Kenshiro Seki, president of a famous Japanese inn called Sekiya in the hot-spring resort of Katayamazu in Ishikawa Prefecture, remembers meeting Tsuji in his office one day before his departure for Southeast Asia.

“I’m going to Laos on orders from Prime Minister (Hayato) Ikeda,” Seki, 58, quoted Tsuji as telling him and his mother, Tami, 39 years ago.

Seki said Tsuji patronized his inn whenever the lawmaker returned to his constituency in the prefecture on the Sea of Japan coast. He said Tsuji needed such moments of safety and comfort after nearly five years on the run as a potential war criminal.

Takeshi, 57, speculated in an interview with Kyodo News that his father felt he had fulfilled his parental responsibility because his son had passed the rigorous university entrance exam and would be capable of supporting himself after graduation.

Masayoshi Tsuji, 85, is a younger brother of Tsuji and the only surviving member of the Tsuji clan from the village of Imadachi near another hot-spring resort, Yamanaka, in the prefecture.

Masayoshi, also a former military officer who ran a stationery shop in Komatsu, Ishikawa Prefecture, before his retirement, had always believed his elder brother would return safely, until a few years ago.

He still keeps a postcard from his brother from Vientiane dated April 20, 1961. “I traveled around Southeast Asia with a Buddha statue,” it says. “I saw Laos. War and festivals are taking place at the same time and in the same place.”

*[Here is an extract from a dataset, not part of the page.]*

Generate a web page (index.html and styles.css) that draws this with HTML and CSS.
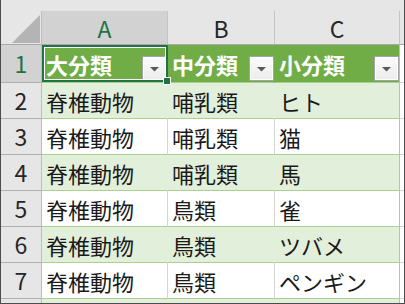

The postcard went on to say he would return to his hometown in June to visit the grave of their younger brother, Tadashi, another military officer killed in action during the war. Tsuji also asked Masayoshi not to tell others about his clandestine trip.

“I think he is already dead. I thought he would live until 90,” Masayoshi said at his home in suburban Komatsu.

Eko Hata, chief priest of Hoshoji Temple in Tokyo’s Suginami Ward, recalled, “I thought it was an almost suicidal act to go to Laos and further north after crossing the Mekong River in the middle of the rainy season,” when told of his wartime boss’ disappearance in 1961. Laos at the time was in the middle of civil war.

Hata, 74, was one of seven priests-turned-soldiers who Col. Tsuji agreed to bring along with him on his bid to evade arrest by victorious British troops in Bangkok in the summer of 1945.

Hata, whose former name was Takashi Fukuzawa, said in an interview at his Tokyo temple that he and the other six decided to go into hiding with Tsuji because “life as a prisoner of war would be the same anywhere, and we felt he (Tsuji) would somehow manage to flee.”

The seven young priests, masquerading as Thai monks, were later captured, but Tsuji indeed fled, starting life as a fugitive that took him to Vientiane, Hanoi, China’s Chongqing and Nanjing before secretly arriving from Shanghai at Sasebo, Nagasaki Prefecture, as “a professor of Beijing University” in May 1947.

“As I placed my first step upon the soil of Japan, I quietly picked up a handful of earth, unnoticed by the others, and smelt its sweetness. It was the first smell of my motherland in six years,” Tsuji wrote in his best-selling “Underground Escape — 7,500 Miles in Disguise.”

One of the first places he visited upon returning to Japan was Hata’s temple in a quiet Tokyo residential area, which Hata said was free from police surveillance.

Tsuji stopped hiding after the U.S. ended his designation as a wanted war criminal on New Year’s Day 1950.

After writing a number of best sellers, including “Nomonhan” and “Guadalcanal,” Tsuji turned to politics. He was initially elected to the Lower House as an independent and subsequently joined the Japan Democratic Party and the Liberal Democratic Party, from which he was expelled in 1959 for insubordination and criticizing Prime Minister Nobusuke Kishi, a former Class A war criminal, for corruption.

Tsuji’s military and political career has fascinated many young men, one of whom was a Waseda University student named Yoshiro Mori.